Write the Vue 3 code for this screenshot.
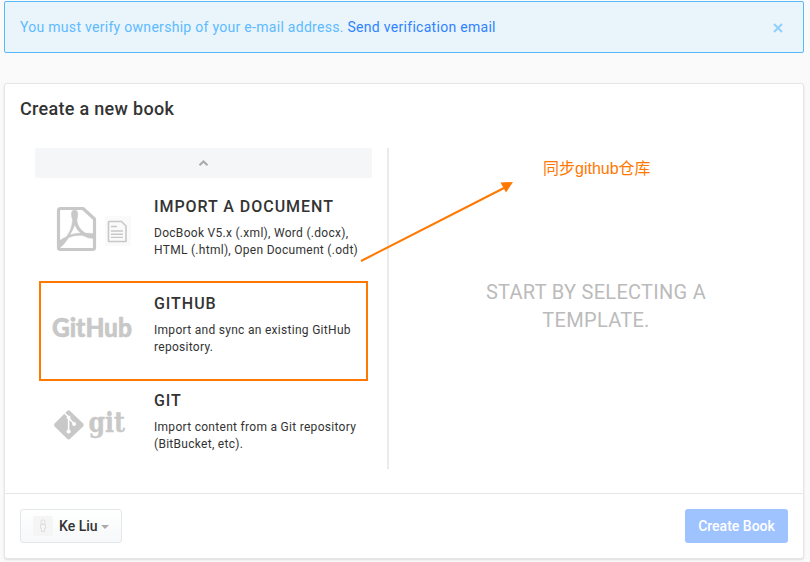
<script setup>
const templates = [
  { id: 'document', title: 'IMPORT A DOCUMENT', lines: ['DocBook V5.x (.xml), Word (.docx),', 'HTML (.html), Open Document (.odt)'] },
  { id: 'github', title: 'GITHUB', lines: ['Import and sync an existing GitHub', 'repository.'] },
  { id: 'git', title: 'GIT', lines: ['Import content from a Git repository', '(BitBucket, etc).'] },
]
</script>

<template>
  <main class="page">
    <div class="alert">
      <p>You must verify ownership of your e-mail address. <a>Send verification email</a></p>
      <svg class="close" width="10" height="10" viewBox="0 0 10 10"><path d="M1 1L9 9M9 1L1 9" /></svg>
    </div>

    <section class="card">
      <h1>Create a new book</h1>
      <div class="body">
        <div class="picker">
          <button class="scroll-up">
            <svg width="10" height="6" viewBox="0 0 10 6"><path d="M.5 5.2L4.5 1.4L8.5 5.2" /></svg>
          </button>
          <div v-for="item in templates" :key="item.id" class="item">
            <div class="logo">
              <svg v-if="item.id === 'document'" width="92" height="60" viewBox="0 0 92 60">
                <rect x="59" y="16" width="26" height="30" fill="#fafafa" />
                <g fill="none" stroke="#c8c8c8" stroke-linejoin="round">
                  <path d="M14.500 8.500H37L48.500 19V47.500Q48.500 49.500 46.500 49.500H14.500Q12.500 49.500 12.500 47.500V10.500Q12.500 8.500 14.500 8.500Z" stroke-width="3.200" />
                  <path d="M63 21.500H75.500L80 26V41.500H62.500V22.500Q62.500 21.500 63 21.500Z" stroke-width="1.600" />
                  <path d="M65 26.500H71M65 31H77M65 34.200H77M65 37.400H77" stroke-width="1.400" />
                </g>
                <path fill="#c8c8c8" stroke="#c8c8c8" stroke-width=".3" fill-rule="evenodd" d="M28.500 10C32.400 10 32.500 14 31 20C31.500 25.500 34.500 30 39.500 33Q44 33 48 33.500V38.500C43 38.800 40 37 36.500 35.500Q28 35 22.500 37.700C20 42 16 47 12 49V41.500Q15.500 39 20.500 36.500Q26 29 26.500 20C24.500 14 25 10 28.500 10ZM28.800 25Q26.500 31 24 34.800Q29 33 34.500 33Q31 30.500 28.800 25Z" />
              </svg>
              <svg v-else-if="item.id === 'github'" width="92" height="60" viewBox="0 0 92 60">
                <text class="github-mark" x="6" y="40" textLength="80" lengthAdjust="spacingAndGlyphs">GitHub</text>
              </svg>
              <svg v-else width="92" height="60" viewBox="0 0 92 60">
                <g transform="translate(-.9 3)">
                  <path fill="#c8c8c8" d="M22 14Q23.500 12.600 25 14L38 26.500Q39.300 28 38 29.500L25 41.800Q23.500 43.200 22 41.800L9.500 29.500Q8.100 28 9.500 26.500Z" />
                  <path d="M19 15.500L23.500 20.200V34M23.500 21L29 26.800" fill="none" stroke="#fff" stroke-width="1.500" />
                  <circle cx="23.500" cy="20.500" r="1.900" fill="#fff" /><circle cx="23.500" cy="34.500" r="2.100" fill="#fff" /><circle cx="29" cy="27" r="2" fill="#fff" />
                </g>
                <text class="git-mark" x="42.500" y="37.500" textLength="36.500" lengthAdjust="spacingAndGlyphs">git</text>
              </svg>
            </div>
            <div class="copy">
              <h2>{{ item.title }}</h2>
              <p><span v-for="line in item.lines" :key="line">{{ line }}</span></p>
            </div>
          </div>
        </div>
        <div class="preview"><p>START BY SELECTING A<br>TEMPLATE.</p></div>
      </div>
      <footer>
        <button class="owner">
          <svg class="avatar" width="20" height="20" viewBox="0 0 20 20">
            <rect width="20" height="20" rx="2" fill="#f5f5f5" />
            <g fill="none" stroke="#dedede"><rect x="8" y="4" width="4" height="4" rx="1.500" /><path d="M7.500 8.500H12.500V12.500H11.500V15.500H8.500V12.500H7.500Z" /></g>
          </svg>
          <span>Ke Liu</span>
          <i class="caret"></i>
        </button>
        <button class="create">Create Book</button>
      </footer>
    </section>

    <div class="highlight"></div>
    <svg class="arrow" width="160" height="90" viewBox="0 0 160 90">
      <path d="M6 84L149 11" stroke="#ff7800" stroke-width="2" />
      <path d="M158 5L145.500 5.500L151 15.500Z" fill="#ff7800" />
    </svg>
    <div class="note">同步github仓库</div>
  </main>
</template>

<style>
body { margin: 0; background: #fafafa; }
</style>

<style scoped>
* { box-sizing: border-box; }
h1, h2, p { margin: 0; }
button { font: inherit; padding: 0; border: 0; }
.page { position: relative; width: 810px; height: 562px; padding: 1px 6px 0 4px; overflow: hidden; background: #fafafa; color: #333; font-family: Roboto, sans-serif; }
.alert { height: 52px; border: 1px solid #56b9fa; border-radius: 2px; background: #e9f4fb; display: flex; align-items: center; justify-content: space-between; padding: 0 20px 0 15px; color: #5dbbff; font-size: 14px; letter-spacing: .29px; }
.alert a { color: #2f83ff; }
.close { stroke: #92d0fc; stroke-width: 2; fill: none; margin-top: 1px; }
.card { margin-top: 30px; height: 476px; border: 1px solid #e6e6e8; border-radius: 3px; background: #fff; box-shadow: 0 1px 2px rgba(0, 0, 0, .12); display: flex; flex-direction: column; }
h1 { padding: 13px 15px 0; font-size: 18px; line-height: 24px; font-weight: 500; letter-spacing: .3px; }
.body { display: flex; padding: 27px 30px 0; height: 372px; }
.picker { width: 337px; }
.scroll-up { display: flex; width: 337px; height: 30px; align-items: center; justify-content: center; background: #f5f6f8; border-radius: 2px; }
.scroll-up svg { fill: none; stroke: #aaa; stroke-width: 2; }
.item { display: flex; height: 97px; padding: 19px 0 0 11px; }
.logo { width: 108px; padding-top: 3px; }
.logo svg { display: block; overflow: visible; }
.github-mark { font: 900 26px Lato, sans-serif; fill: #c8c8c8; stroke: #c8c8c8; stroke-width: .6px; }
.git-mark { font: bold 27px "DejaVu Serif", serif; fill: #c8c8c8; stroke: #c8c8c8; stroke-width: .3px; }
h2 { font-size: 16px; line-height: 20px; font-weight: 500; letter-spacing: .96px; white-space: nowrap; }
.copy p { margin-top: 8px; font-size: 12px; line-height: 17px; letter-spacing: .29px; white-space: nowrap; }
.copy span { display: block; }
.preview { width: 416px; height: 321px; margin-left: 15px; border-left: 2px solid #ebebeb; flex: none; display: flex; align-items: center; justify-content: center; color: #bbb; font-size: 20px; line-height: 28px; letter-spacing: .29px; text-align: center; padding-bottom: 5px; }
footer { border-top: 1px solid #e6e6e6; flex: 1; display: flex; align-items: flex-start; justify-content: space-between; padding: 15px; font-size: 14px; font-weight: 500; }
.owner { width: 102px; height: 34px; border: 1px solid #e4e7ea; border-radius: 3px; background: linear-gradient(#fff, #f6f8f9); display: flex; align-items: center; padding-left: 12px; color: #333; }
.owner span { margin-left: 6px; }
.caret { margin: 2px 0 0 3px; border: 4px solid transparent; border-top-color: #aaa; border-bottom: 0; }
.create { width: 103px; height: 34px; border-radius: 3px; background: #9ec3ff; color: #fff; }
.highlight { position: absolute; left: 39px; top: 281px; width: 329px; height: 100px; border: 2px solid #ff7800; }
.arrow { position: absolute; left: 355px; top: 177px; }
.note { position: absolute; left: 543px; top: 158px; color: #ff7800; font: 16px/22px "Liberation Sans", "Noto Sans CJK SC", sans-serif; white-space: nowrap; }
</style>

──────────

What you will do
Your task is to repeat the material above exactly, without its pictures.

Written response
Write the Vue 3 code for this screenshot.
<script setup>
const templates = [
  { id: 'document', title: 'IMPORT A DOCUMENT', lines: ['DocBook V5.x (.xml), Word (.docx),', 'HTML (.html), Open Document (.odt)'] },
  { id: 'github', title: 'GITHUB', lines: ['Import and sync an existing GitHub', 'repository.'] },
  { id: 'git', title: 'GIT', lines: ['Import content from a Git repository', '(BitBucket, etc).'] },
]
</script>

<template>
  <main class="page">
    <div class="alert">
      <p>You must verify ownership of your e-mail address. <a>Send verification email</a></p>
      <svg class="close" width="10" height="10" viewBox="0 0 10 10"><path d="M1 1L9 9M9 1L1 9" /></svg>
    </div>

    <section class="card">
      <h1>Create a new book</h1>
      <div class="body">
        <div class="picker">
          <button class="scroll-up">
            <svg width="10" height="6" viewBox="0 0 10 6"><path d="M.5 5.2L4.5 1.4L8.5 5.2" /></svg>
          </button>
          <div v-for="item in templates" :key="item.id" class="item">
            <div class="logo">
              <svg v-if="item.id === 'document'" width="92" height="60" viewBox="0 0 92 60">
                <rect x="59" y="16" width="26" height="30" fill="#fafafa" />
                <g fill="none" stroke="#c8c8c8" stroke-linejoin="round">
                  <path d="M14.500 8.500H37L48.500 19V47.500Q48.500 49.500 46.500 49.500H14.500Q12.500 49.500 12.500 47.500V10.500Q12.500 8.500 14.500 8.500Z" stroke-width="3.200" />
                  <path d="M63 21.500H75.500L80 26V41.500H62.500V22.500Q62.500 21.500 63 21.500Z" stroke-width="1.600" />
                  <path d="M65 26.500H71M65 31H77M65 34.200H77M65 37.400H77" stroke-width="1.400" />
                </g>
                <path fill="#c8c8c8" stroke="#c8c8c8" stroke-width=".3" fill-rule="evenodd" d="M28.500 10C32.400 10 32.500 14 31 20C31.500 25.500 34.500 30 39.500 33Q44 33 48 33.500V38.500C43 38.800 40 37 36.500 35.500Q28 35 22.500 37.700C20 42 16 47 12 49V41.500Q15.500 39 20.500 36.500Q26 29 26.500 20C24.500 14 25 10 28.500 10ZM28.800 25Q26.500 31 24 34.800Q29 33 34.500 33Q31 30.500 28.800 25Z" />
              </svg>
              <svg v-else-if="item.id === 'github'" width="92" height="60" viewBox="0 0 92 60">
                <text class="github-mark" x="6" y="40" textLength="80" lengthAdjust="spacingAndGlyphs">GitHub</text>
              </svg>
              <svg v-else width="92" height="60" viewBox="0 0 92 60">
                <g transform="translate(-.9 3)">
                  <path fill="#c8c8c8" d="M22 14Q23.500 12.600 25 14L38 26.500Q39.300 28 38 29.500L25 41.800Q23.500 43.200 22 41.800L9.500 29.500Q8.100 28 9.500 26.500Z" />
                  <path d="M19 15.500L23.500 20.200V34M23.500 21L29 26.800" fill="none" stroke="#fff" stroke-width="1.500" />
                  <circle cx="23.500" cy="20.500" r="1.900" fill="#fff" /><circle cx="23.500" cy="34.500" r="2.100" fill="#fff" /><circle cx="29" cy="27" r="2" fill="#fff" />
                </g>
                <text class="git-mark" x="42.500" y="37.500" textLength="36.500" lengthAdjust="spacingAndGlyphs">git</text>
              </svg>
            </div>
            <div class="copy">
              <h2>{{ item.title }}</h2>
              <p><span v-for="line in item.lines" :key="line">{{ line }}</span></p>
            </div>
          </div>
        </div>
        <div class="preview"><p>START BY SELECTING A<br>TEMPLATE.</p></div>
      </div>
      <footer>
        <button class="owner">
          <svg class="avatar" width="20" height="20" viewBox="0 0 20 20">
            <rect width="20" height="20" rx="2" fill="#f5f5f5" />
            <g fill="none" stroke="#dedede"><rect x="8" y="4" width="4" height="4" rx="1.500" /><path d="M7.500 8.500H12.500V12.500H11.500V15.500H8.500V12.500H7.500Z" /></g>
          </svg>
          <span>Ke Liu</span>
          <i class="caret"></i>
        </button>
        <button class="create">Create Book</button>
      </footer>
    </section>

    <div class="highlight"></div>
    <svg class="arrow" width="160" height="90" viewBox="0 0 160 90">
      <path d="M6 84L149 11" stroke="#ff7800" stroke-width="2" />
      <path d="M158 5L145.500 5.500L151 15.500Z" fill="#ff7800" />
    </svg>
    <div class="note">同步github仓库</div>
  </main>
</template>

<style>
body { margin: 0; background: #fafafa; }
</style>

<style scoped>
* { box-sizing: border-box; }
h1, h2, p { margin: 0; }
button { font: inherit; padding: 0; border: 0; }
.page { position: relative; width: 810px; height: 562px; padding: 1px 6px 0 4px; overflow: hidden; background: #fafafa; color: #333; font-family: Roboto, sans-serif; }
.alert { height: 52px; border: 1px solid #56b9fa; border-radius: 2px; background: #e9f4fb; display: flex; align-items: center; justify-content: space-between; padding: 0 20px 0 15px; color: #5dbbff; font-size: 14px; letter-spacing: .29px; }
.alert a { color: #2f83ff; }
.close { stroke: #92d0fc; stroke-width: 2; fill: none; margin-top: 1px; }
.card { margin-top: 30px; height: 476px; border: 1px solid #e6e6e8; border-radius: 3px; background: #fff; box-shadow: 0 1px 2px rgba(0, 0, 0, .12); display: flex; flex-direction: column; }
h1 { padding: 13px 15px 0; font-size: 18px; line-height: 24px; font-weight: 500; letter-spacing: .3px; }
.body { display: flex; padding: 27px 30px 0; height: 372px; }
.picker { width: 337px; }
.scroll-up { display: flex; width: 337px; height: 30px; align-items: center; justify-content: center; background: #f5f6f8; border-radius: 2px; }
.scroll-up svg { fill: none; stroke: #aaa; stroke-width: 2; }
.item { display: flex; height: 97px; padding: 19px 0 0 11px; }
.logo { width: 108px; padding-top: 3px; }
.logo svg { display: block; overflow: visible; }
.github-mark { font: 900 26px Lato, sans-serif; fill: #c8c8c8; stroke: #c8c8c8; stroke-width: .6px; }
.git-mark { font: bold 27px "DejaVu Serif", serif; fill: #c8c8c8; stroke: #c8c8c8; stroke-width: .3px; }
h2 { font-size: 16px; line-height: 20px; font-weight: 500; letter-spacing: .96px; white-space: nowrap; }
.copy p { margin-top: 8px; font-size: 12px; line-height: 17px; letter-spacing: .29px; white-space: nowrap; }
.copy span { display: block; }
.preview { width: 416px; height: 321px; margin-left: 15px; border-left: 2px solid #ebebeb; flex: none; display: flex; align-items: center; justify-content: center; color: #bbb; font-size: 20px; line-height: 28px; letter-spacing: .29px; text-align: center; padding-bottom: 5px; }
footer { border-top: 1px solid #e6e6e6; flex: 1; display: flex; align-items: flex-start; justify-content: space-between; padding: 15px; font-size: 14px; font-weight: 500; }
.owner { width: 102px; height: 34px; border: 1px solid #e4e7ea; border-radius: 3px; background: linear-gradient(#fff, #f6f8f9); display: flex; align-items: center; padding-left: 12px; color: #333; }
.owner span { margin-left: 6px; }
.caret { margin: 2px 0 0 3px; border: 4px solid transparent; border-top-color: #aaa; border-bottom: 0; }
.create { width: 103px; height: 34px; border-radius: 3px; background: #9ec3ff; color: #fff; }
.highlight { position: absolute; left: 39px; top: 281px; width: 329px; height: 100px; border: 2px solid #ff7800; }
.arrow { position: absolute; left: 355px; top: 177px; }
.note { position: absolute; left: 543px; top: 158px; color: #ff7800; font: 16px/22px "Liberation Sans", "Noto Sans CJK SC", sans-serif; white-space: nowrap; }
</style>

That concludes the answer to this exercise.